Les deux, vaguement hippies, séjournent à l’Algiers Motel où elles fuient leurs origines bourgeoises parmi une population interlope et principalement noire. Pourquoi ces émeutes, donc, demandent-elles à leurs compagnons de virée, dont la couleur de peau suppose qu’ils ont la réponse attendue par les filles comme par le spectateur. Suit un moment théâtral, qui voit les types répondre en mimant avec application la jouissance blanche sur quoi repose leur martyre séculaire: jouissance du pouvoir, jouissance de celui qui est du côté de la matraque. Et moment de fiction dans la fiction (les types simulent assez bien la violence pour inquiéter vraiment les filles, et d’ailleurs c’est d’avoir poussé la fiction trop loin, avec un pistolet chargé à blanc, qui leur vaudra d’être pris pour cible par des flics nazillons), qui prépare une fiction based on actual events: la torture des types en question, celle des musiciens, et en même temps celle des filles, laquelle torture ne fait que rejouer à balles réelles le spectacle éducatif joué dans la chambre de motel.
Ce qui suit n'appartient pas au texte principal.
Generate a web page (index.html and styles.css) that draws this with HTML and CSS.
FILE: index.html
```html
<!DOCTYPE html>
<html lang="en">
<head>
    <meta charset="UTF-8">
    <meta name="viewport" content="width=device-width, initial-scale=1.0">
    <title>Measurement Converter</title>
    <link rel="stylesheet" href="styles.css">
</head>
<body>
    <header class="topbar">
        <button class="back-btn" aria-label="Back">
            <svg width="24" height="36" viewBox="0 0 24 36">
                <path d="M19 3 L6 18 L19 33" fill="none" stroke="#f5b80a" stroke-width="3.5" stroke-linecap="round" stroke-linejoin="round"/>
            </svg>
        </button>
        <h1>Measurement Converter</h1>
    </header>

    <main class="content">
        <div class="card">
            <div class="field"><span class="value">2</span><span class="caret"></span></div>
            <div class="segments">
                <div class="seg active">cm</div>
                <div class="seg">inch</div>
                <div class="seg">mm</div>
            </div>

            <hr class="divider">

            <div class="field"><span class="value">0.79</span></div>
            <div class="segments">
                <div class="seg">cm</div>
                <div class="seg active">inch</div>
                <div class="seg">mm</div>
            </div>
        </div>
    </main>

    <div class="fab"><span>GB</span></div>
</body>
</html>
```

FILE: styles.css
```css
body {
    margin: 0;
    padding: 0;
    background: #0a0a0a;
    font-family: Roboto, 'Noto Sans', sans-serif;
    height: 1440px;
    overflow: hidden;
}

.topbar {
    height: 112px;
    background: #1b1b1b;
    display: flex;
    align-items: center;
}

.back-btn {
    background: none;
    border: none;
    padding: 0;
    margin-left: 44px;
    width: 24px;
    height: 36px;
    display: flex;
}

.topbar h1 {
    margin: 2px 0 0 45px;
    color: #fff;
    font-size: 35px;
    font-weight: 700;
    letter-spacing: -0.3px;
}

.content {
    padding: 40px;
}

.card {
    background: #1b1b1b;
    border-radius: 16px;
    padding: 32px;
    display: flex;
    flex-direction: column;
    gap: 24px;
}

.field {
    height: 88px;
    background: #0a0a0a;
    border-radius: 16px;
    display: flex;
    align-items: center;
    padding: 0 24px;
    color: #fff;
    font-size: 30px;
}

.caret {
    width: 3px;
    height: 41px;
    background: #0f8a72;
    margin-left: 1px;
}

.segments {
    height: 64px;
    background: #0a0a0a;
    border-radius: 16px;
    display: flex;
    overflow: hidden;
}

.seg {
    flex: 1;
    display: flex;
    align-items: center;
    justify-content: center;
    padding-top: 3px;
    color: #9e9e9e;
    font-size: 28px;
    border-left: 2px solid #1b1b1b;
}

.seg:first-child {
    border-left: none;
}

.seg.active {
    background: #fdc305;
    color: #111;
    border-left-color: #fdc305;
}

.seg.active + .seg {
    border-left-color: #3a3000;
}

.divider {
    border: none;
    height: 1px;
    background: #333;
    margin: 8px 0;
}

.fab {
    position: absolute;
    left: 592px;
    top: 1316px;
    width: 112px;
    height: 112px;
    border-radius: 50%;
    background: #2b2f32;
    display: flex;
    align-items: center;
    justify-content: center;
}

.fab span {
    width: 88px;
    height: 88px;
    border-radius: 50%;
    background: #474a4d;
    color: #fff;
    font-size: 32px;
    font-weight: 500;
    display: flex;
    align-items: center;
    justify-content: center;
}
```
C’est ici que se solde la question du point de vue du film, qui n’est à la limite ni celui des Noirs, ni celui des Blancs, mais celui des deux filles trop naïves pour mesurer la jouissance promise aux mâles à qui le pouvoir donne une excuse. En cela, le racisme, le suprémacisme blanc, ne sont qu’à la périphérie le sujet de Bigelow: il ne le sont que dans la mesure où une archaïque pulsion de violence, celle-là même qui occupe les films de Bigelow depuis son premier court métrage, y trouve un appareil idéologique pour se justifier, tout comme le démineur de Hurtlocker n’était au front que pour étancher une soif de sensations fortes. James Baldwin ne disait rien d’autre, dans les lignes citées récemment par le documentaire de Raoul Peck, I’m not your negro, en disant que le « nègre » était une invention de l’homme blanc pour justifier sa violence. Et c’est encore ce que disait, magistralement, Altman avec Buffalo Bill au sujet de l’Indien – « God meant for me to be white », maugréait Paul Newman dans les brumes d’alcool qui ramenaient sur son perron le fantôme de Sitting Bull. Comprendre cela permet de mieux comprendre ce qui, dans ce film outrageusement behavioriste, pourrait effectivement déranger (et le rend également passionnant): il n’est pas loin de n’être qu’un remake de Point Break où le lynchage aurait remplacé le surf et le base jump.
Que les filles subissent ici, en partie au moins, le même sort que les Noirs, est révélateur à double titre. D’abord parce que la violence qui n’a cessé d’occuper Bigelow est une violence d’hommes, regardée en tant que telle – « il y a trop de testostérone ici pour moi », disait l’unique surfeuse de Point Break désertant une veillée occupée à savoir qui avait la plus grosse planche. On a beaucoup dit, en une douteuse et paresseuse politesse, que Bigelow faisait un cinéma « d’homme ». Or c’est la femme qu’il faut chercher, pour trouver le point de vue d’un cinéma que la violence des hommes fascine – Blue Steel, qui plongeait une femme dans un milieu d’hommes (des flics, déjà), comme le ferait plus tard Zero Dark Thirty, ne doit pas pour rien son titre à une formule argotique qui désigne une érection. En outre, la présence des filles, humiliées par les Blancs pour avoir voulu coucher avec des Noirs, souligne la part notoirement libidineuse de cette pulsion de haine – l’article du New Yorker ici vise juste, sans le savoir, en désignant le film comme un spectacle pornographique.
Et la séance de torture, annoncée par le jeu de rôle des Noirs dans la chambre, se déploiera entièrement comme un jeu – affaire de petits garçons, donc. Une partie du malaise suscité par ces scènes tient au choix qu’a fait Bigelow de donner le rôle du chef de meute à un acteur, Will Poulter, non seulement jeune mais pourvu de traits étonnamment poupins. Une autre tient à l’idée d’avoir poussé cette logique (des petits garçons ivres de leur pouvoir d’hommes, qui s’acharnent par jeu sur d’autres hommes comme sur des poupées de chiffon) au point d’y trouver une sorte de gag glaçant – l’une des victimes meurt parce qu’un flic n’a pas compris les règles du jeu, ou plutôt: il n’a pas compris que ce n’était qu’un jeu. Evidemment, tout cela est très malaisant, tout comme il n’était guère confortable de voir les bidasses de Full Metal Jacket égayer leur besogne de mort en chantant le refrain du Club Mickey. Les petits garçons sont infernaux, ils sont « tout en grognements », dira au bout du film le père d’une des victimes, pour faire la conversation à une infirmière blanche, qui lui répondra d’une banalité: « Il faut les laisser se faire une place dans la vie ». A voir à quoi ceux qui trouvent une place, par exemple parmi la police de Détroit en 1967, occupent leur privilège, pas sûr que ces politesses soient, dans l’œil de Bigelow, très optimistes.